Julie-Ann Guivarra (born in Cairns) is an Australian diplomat who was the first Indigenous person to serve as a senior executive in the Australian Foreign Ministry and the first Indigenous woman to represent Australia as an ambassador, serving as Ambassador to Spain from 2018 to 2020 with non-resident accreditation to Andorra and Equatorial Guinea. In May 2020, she was appointed as Australia's Ambassador for Gender Equality.

==Early life and education==
Guivarra was born in Cairns, Queensland, and is of both Aboriginal and Torres Strait Islander heritage. Her great-grandfather was a Filipino pearl diver who married a Torres Strait Islander. She was the first in her family to go to university, earning a bachelor's degree in Commerce at James Cook University and a Master of Arts (Foreign Affairs and Trade) from Monash University.

==Career==
Guivarra began working for the Department of Foreign Affairs and Trade after finishing university in 1997. She held assistant secretary and director roles and served in Geneva as a counsellor at the World Trade Organization.
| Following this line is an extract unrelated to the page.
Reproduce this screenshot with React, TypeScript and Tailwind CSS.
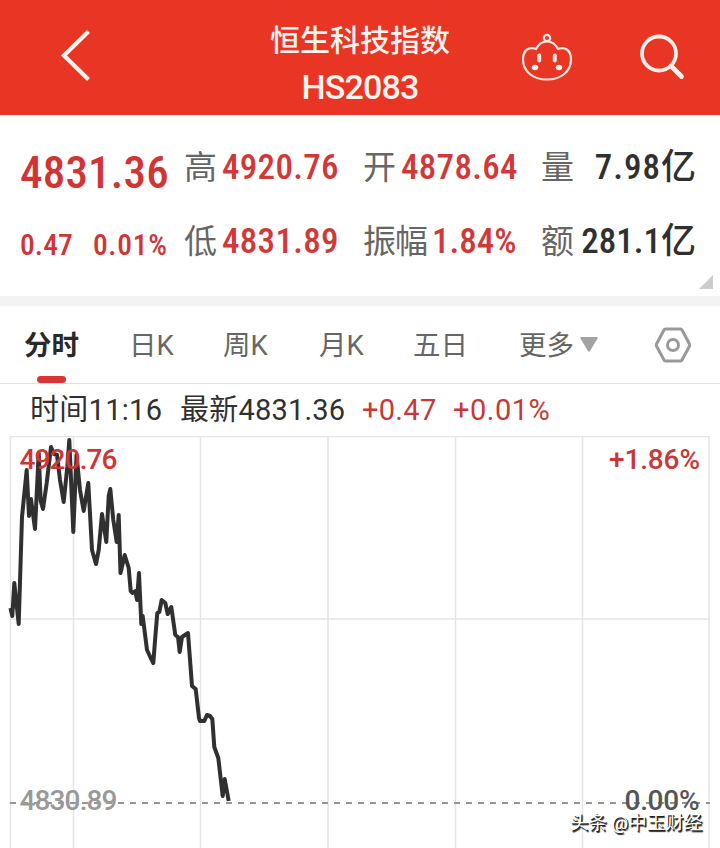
import clsx from "clsx";

type Stat = { label: string; value: string; red?: boolean };

const columns: { className: string; stats: Stat[] }[] = [
  {
    className: "w-[179px]",
    stats: [
      { label: "高", value: "4920.76", red: true },
      { label: "低", value: "4831.89", red: true },
    ],
  },
  {
    className: "w-[178px]",
    stats: [
      { label: "开", value: "4878.64", red: true },
      { label: "振幅", value: "1.84%", red: true },
    ],
  },
  {
    className: "w-[155px]",
    stats: [
      { label: "量", value: "7.98" },
      { label: "额", value: "281.1" },
    ],
  },
];

const tabs = [
  { label: "日K", className: "w-[94px]" },
  { label: "周K", className: "w-[96px]" },
  { label: "月K", className: "w-[94px]" },
  { label: "五日", className: "w-[106px]" },
];

const prices = [
  [10.5, 608], [12.3, 616], [14.3, 583], [18.7, 624], [22, 517], [26.7, 470], [29, 516], [31, 499],
  [35, 529], [38.7, 453], [40.7, 501], [43, 509], [46.7, 483], [51, 447], [54, 454], [57, 455],
  [60, 480], [63.7, 502], [67.3, 467], [69.3, 440], [73.3, 532], [76.5, 455], [80, 490], [83.7, 511],
  [88.3, 483], [92, 550], [96, 564], [98.7, 550], [102, 514], [106.3, 542], [108.7, 496], [110.3, 489],
  [113.3, 520], [116.7, 542], [118.7, 515], [120.5, 573], [124.7, 555], [128.7, 568], [130.7, 591],
  [132.7, 593], [135.3, 591], [137, 600], [139, 573], [141.3, 624], [142.7, 616], [147, 650],
  [150.3, 657], [153.3, 663], [155.3, 637], [157.3, 613], [159.3, 612], [161.7, 600], [165.3, 603],
  [167.7, 614], [171.3, 607], [175.3, 635], [178, 637], [179.7, 652], [182, 637], [188, 633],
  [192, 686], [195.7, 689], [199, 718], [200, 721], [204.3, 721], [207, 715], [210, 716], [212.3, 719],
  [214.3, 747], [218.3, 758], [222.7, 796], [224.7, 779], [228.7, 801],
];

function BackIcon() {
  return (
    <svg width="32" height="52" viewBox="0 0 32 52" fill="none" stroke="#fff3ee" strokeWidth="4.2">
      <path d="M28.5 2.5 4 26.5 28.5 50.5" />
    </svg>
  );
}

function RobotIcon() {
  return (
    <svg width="52" height="50" viewBox="0 0 52 50" fill="none" stroke="#ffe9e2" strokeWidth="2.2">
      <circle cx="26" cy="6" r="3.2" />
      <path d="M26 9.5c5 0 8.5 2.5 11 7.5 7-2.5 13 1 13 10.5C50 39.5 40 47.5 26 47.5S2 39.5 2 27.5C2 18 8 14.5 15 17 17.5 12 21 9.5 26 9.5Z" />
      <path d="M18.2 23.5v5M33.8 23.5v5" strokeWidth="4" strokeLinecap="round" />
      <g fill="#fff3ee" stroke="none">
        <ellipse cx="14" cy="35.5" rx="3.2" ry="2.7" />
        <ellipse cx="38" cy="35.5" rx="3.2" ry="2.7" />
      </g>
    </svg>
  );
}

function SearchIcon() {
  return (
    <svg width="46" height="46" viewBox="0 0 46 46" fill="none" stroke="#ffeee8">
      <circle cx="20" cy="19.5" r="17" strokeWidth="3.8" />
      <path d="M32 32 42.5 42.5" strokeWidth="4.8" strokeLinecap="round" />
    </svg>
  );
}

function SettingsIcon() {
  return (
    <svg width="38" height="36" viewBox="0 0 38 36" fill="none" stroke="#999" strokeWidth="3" strokeLinejoin="round">
      <path d="M11.5 2h15q1 0 1.5 1l7.5 14q.5 1 0 2l-7.5 14q-.5 1-1.5 1h-15q-1 0-1.5-1L2.5 19q-.5-1 0-2L10 3q.5-1 1.5-1Z" />
      <circle cx="19" cy="18" r="5.5" />
    </svg>
  );
}

function Header() {
  return (
    <header className="flex h-[115px] items-start bg-[#e93524] text-[#fff3ee]">
      <div className="w-[239px] pt-[29px] pl-[60px]">
        <BackIcon />
      </div>
      <div className="flex w-[242px] flex-col items-center pt-[21px] font-medium">
        <h1 className="text-[30px] leading-10">恒生科技指数</h1>
        <p className="pt-1.5 text-[34px] leading-10 tracking-[-0.8px]">HS2083</p>
      </div>
      <div className="w-[158px] pt-[32px] pl-10">
        <RobotIcon />
      </div>
      <div className="pt-[34px]">
        <SearchIcon />
      </div>
    </header>
  );
}

function Quote() {
  return (
    <section className="relative flex h-[181px] pl-5">
      <div className="w-[164px] font-medium whitespace-nowrap text-[#d23434] [font-stretch:85%]">
        <p className="pt-[33px] text-[45px] leading-[50px] tracking-[0.2px]">4831.36</p>
        <p className="flex gap-5 pt-[27px] text-[29.5px] leading-10 tracking-[0.1px]">
          <span>0.47</span>
          <span className="tracking-[0.7px]">0.01%</span>
        </p>
      </div>
      {columns.map((column) => (
        <div key={column.stats[0].label} className={clsx("pt-7", column.className)}>
          {column.stats.map(({ label, value, red }) => (
            <div key={label} className="flex h-[74px] items-start whitespace-nowrap">
              <span className={clsx("text-[33px] leading-[50px] text-[#666]", label.length > 1 && "tracking-[-1px]")}>{label}</span>
              <span
                className={clsx(
                  "text-[35px] leading-[50px] font-medium [font-stretch:85%]",
                  red ? "pl-[5px] text-[#d23838]" : "ml-auto text-[#303030]",
                  red && label.length === 1 && "tracking-[0.3px]",
                  label === "量" && "tracking-[1px]",
                )}
              >
                {value}
                {!red && <span className="tracking-normal">亿</span>}
              </span>
            </div>
          ))}
        </div>
      ))}
      <svg className="absolute right-[7px] bottom-[7px]" width="14" height="14">
        <path d="M14 0v14H0Z" fill="#ccc" />
      </svg>
    </section>
  );
}

function Tabs() {
  return (
    <nav className="flex h-[78px] border-b border-[#dedfdf] text-[27.5px] leading-[79px] text-[#666]">
      <div className="relative w-[129px] pl-6 font-bold text-[#292929]">
        分时
        <span className="absolute bottom-0 left-[37px] h-[7px] w-[29px] rounded-full bg-[#d93434]" />
      </div>
      {tabs.map(({ label, className }) => (
        <div key={label} className={className}>
          {label}
        </div>
      ))}
      <div className="flex w-[135px] gap-1.5">
        更多
        <svg className="mt-[31px]" width="18" height="15">
          <path d="M1 0h16q1 0 .5 1.5L10 14q-1 1-2 0L.5 1.5Q0 0 1 0Z" fill="#a3a3a3" />
        </svg>
      </div>
      <div className="flex items-center">
        <SettingsIcon />
      </div>
    </nav>
  );
}

function Chart() {
  return (
    <svg className="block" width="720" height="412" viewBox="0 436 720 412">
      <g stroke="#e5e5e5" strokeWidth="1.5">
        <path d="M10 436.5H710M10 619H710" />
        {[10.5, 73.5, 200.5, 328, 455.5, 582.5, 709].map((x) => (
          <path key={x} d={`M${x} 436V848`} />
        ))}
      </g>
      <path d="M10 803H710" stroke="#969696" strokeWidth="1.8" strokeDasharray="6 6" />
      <polyline points={prices.map((p) => p.join(",")).join(" ")} fill="none" stroke="#303030" strokeWidth="4" strokeLinejoin="round" />
      <g fontSize="28" fontWeight="500">
        <text x="19.5" y="469" textLength="98" fill="#d23434">4920.76</text>
        <text x="609" y="469" textLength="91" fill="#c93838">+1.86%</text>
        <text x="19.5" y="810" textLength="98" fill="#999">4830.89</text>
        <text x="624.5" y="810" textLength="75" fill="#555">0.00%</text>
      </g>
    </svg>
  );
}

export default function App() {
  return (
    <div className="relative h-[848px] w-[720px] overflow-hidden bg-white font-['Roboto','Noto_Sans_CJK_SC',sans-serif]">
      <Header />
      <Quote />
      <div className="h-2.5 bg-[#f3f3f3]" />
      <Tabs />
      <div className="flex h-[52px] pl-[30px] text-[29px] leading-[53px] whitespace-nowrap text-[#303030]">
        <span className="w-[150px] tracking-[0.3px]">时间11:16</span>
        <span className="w-[182px] tracking-[0.2px]">最新4831.36</span>
        <span className="w-[91px] tracking-[0.3px] text-[#c93838]">+0.47</span>
        <span className="tracking-[0.5px] text-[#c93838]">+0.01%</span>
      </div>
      <Chart />
      <p className="absolute top-[808px] left-[570px] text-[18.5px] leading-[30px] whitespace-nowrap text-white [text-shadow:1px_1px_0_#222,1.5px_1.5px_1px_#222]">
        头条 @中玉财经
      </p>
    </div>
  );
}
She was posted to India and worked on trade policy in the Regional Comprehensive Economic Partnership (RCEP) negotiations. She also served as Assistant Secretary of the South East Asia Analytical and Effectiveness Branch.

In 2018, Guivarra was appointed Australia's ambassador to Spain, Andorra, and Equatorial Guinea. She finished in the role in January 2020 and was replaced by Sophia McIntyre.

In March 2020, on International Women's Day, Foreign Affairs Minister and Minister for Women Marise Payne announced the appointed of Guivarra as Ambassador for Gender Equality, the fourth person to hold the role after it was created in 2011. The purpose of the role is to ensure that gender equality and empowerment of women and girls is a "key focus of Australia’s diplomatic, development, and regional security efforts".

==Publications==
- Guivarra, Julie-Ann (2015). "WTO Accessions and Trade Multilateralism: Case Studies and Lessons from the WTO at Twenty"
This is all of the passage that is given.